D’autre part, qu’est-ce qui est prévu au niveau de l’évacuation des eaux usées dans une zone urbanisée située à moins d’un mètre au-dessus du niveau de la mer. Essayez de creuser dans cette zone : à partir de 50 centimètres de profondeur, l’eau sourd et à 80 centimètres, elle remplit le fond du trou ! Il faudra donc veiller à isoler très sérieusement les fondations des murs sinon, les remontées d’humidité et de sel décoreront tous les murs de la maison.

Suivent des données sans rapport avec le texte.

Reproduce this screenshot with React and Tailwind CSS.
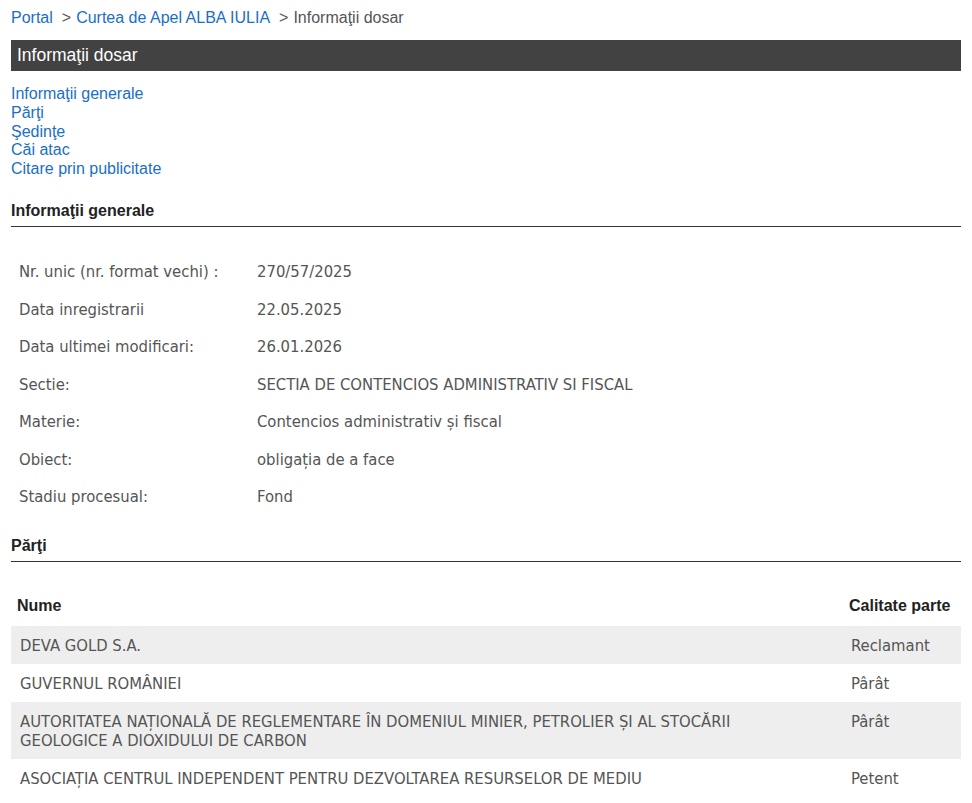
const info = [
  ['Nr. unic (nr. format vechi) :', '270/57/2025'],
  ['Data inregistrarii', '22.05.2025'],
  ['Data ultimei modificari:', '26.01.2026'],
  ['Sectie:', 'SECTIA DE CONTENCIOS ADMINISTRATIV SI FISCAL'],
  ['Materie:', 'Contencios administrativ și fiscal'],
  ['Obiect:', 'obligația de a face'],
  ['Stadiu procesual:', 'Fond'],
]

const parti = [
  ['DEVA GOLD S.A.', 'Reclamant'],
  ['GUVERNUL ROMÂNIEI', 'Pârât'],
  ['AUTORITATEA NAȚIONALĂ DE REGLEMENTARE ÎN DOMENIUL MINIER, PETROLIER ȘI AL STOCĂRII GEOLOGICE A DIOXIDULUI DE CARBON', 'Pârât'],
  ['ASOCIAȚIA CENTRUL INDEPENDENT PENTRU DEZVOLTAREA RESURSELOR DE MEDIU', 'Petent'],
]

const arial = "font-['Liberation_Sans',Arial,sans-serif]"
const tahoma = "font-['DejaVu_Sans_Condensed','DejaVu_Sans',sans-serif]"

export default function App() {
  return (
    <div className={`${arial} bg-white w-[972px] min-h-[803px] px-[11px] pt-[9px] text-[16px]`}>
      {/* Breadcrumb */}
      <div className="leading-[18px] text-[#555] flex items-center">
        <a className="text-[#1a6fc6]">Portal</a>
        <span className="ml-[9px] mr-[5px]">&gt;</span>
        <a className="text-[#1a6fc6]">Curtea de Apel ALBA IULIA</a>
        <span className="ml-[9px] mr-[5px]">&gt;</span>
        <span>Informaţii dosar</span>
      </div>

      {/* Title bar */}
      <div className="mt-[13px] h-[31px] bg-[#424242] text-white text-[17.5px] flex items-center px-[6px]">
        Informaţii dosar
      </div>

      {/* Anchors */}
      <div className="mt-[14px] flex flex-col leading-[18.75px] text-[#1a6fc6]">
        <a>Informaţii generale</a>
        <a>Părţi</a>
        <a>Şedinţe</a>
        <a>Căi atac</a>
        <a>Citare prin publicitate</a>
      </div>

      {/* Informatii generale */}
      <h2 className="mt-[23px] font-bold text-[16px] leading-[18px] text-[#222] pb-[6px] border-b border-[#333]">
        Informaţii generale
      </h2>
      <div className={`${tahoma} mt-[27px] text-[16.5px] text-[#555]`}>
        {info.map(([k, v]) => (
          <div key={k} className="flex h-[37.5px] items-center">
            <div className="w-[246px] pl-[8px]">{k}</div>
            <div>{v}</div>
          </div>
        ))}
      </div>

      {/* Parti */}
      <h2 className="mt-[21px] font-bold text-[16px] leading-[18px] text-[#222] pb-[6px] border-b border-[#333]">
        Părţi
      </h2>
      <div className="mt-[21px]">
        <div className="flex h-[43px] pt-[2px] items-center font-bold text-[#222]">
          <div className="flex-1 pl-[6px]">Nume</div>
          <div className="w-[112px]">Calitate parte</div>
        </div>
        <div className={`${tahoma} text-[16.5px] text-[#555]`}>
          {parti.map(([n, c], i) => (
            <div key={n} className={`flex py-[9.5px] leading-[19px] ${i % 2 === 0 ? 'bg-[#eeeeee]' : ''}`}>
              <div className="w-[840px] pl-[9px] pr-[70px]">{n}</div>
              <div className="flex-1">{c}</div>
            </div>
          ))}
        </div>
      </div>
    </div>
  )
}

Où mettra-t-on les canalisations des égouts, par exemple, dans l’eau ?

Aussi nous demandons-nous où est le développement urbain durable dans le cadre d’un projet qui ne dit pas un mot – à notre connaissance – des normes de la construction en milieu «difficile» ?

Où est le « tourisme écologique » dans l’invitation à venir se promener sur un amoncellement de déchets toxiques non dépollués ou se baigner sur une plage artificielle asséchée à marée basse : le projet l’affirme ?

Qu’est-ce qui sera fait pour régénérer, un peu, la vie marine qui a pratiquement disparu le long de cette côte ? Quelle densité de construction a-t-on prévu dans ce projet « écologique » pour qu’on ne « bétonne » pas trop, une fois de plus, un littoral méditerranéen, sachant que tout « bétonnage » est nuisible pour la mer ? Que fera-t-on des eaux usées, inévitablement produites par cette zone urbaine ? Elles remonteront la pente vers l’intérieur ? Ça nous étonnerait ! Elles devraient traverser des zones très urbanisées ! Alors, elles iront à … la plage, certainement !

Enfin, comme le niveau des mers, en général, est en train de s’élever, les candidats à la propriété d’un « habitat durable » seront-ils prévenus qu’il faudra bientôt protéger leur bien avec une digue ? Il ne nous reste qu’une question : 140,5 millions de dinars, ne serait-ce pas seulement le «gros œuvre», alors que tout le reste est encore à faire, petit à petit, au gré des investissements privés ? Je souhaite à nos amis Sfaxiens du courage, la mise en œuvre de leurs nombreuses compétences et la mobilisation de leur dynamisme habituel pour réaliser ce «mégaprojet».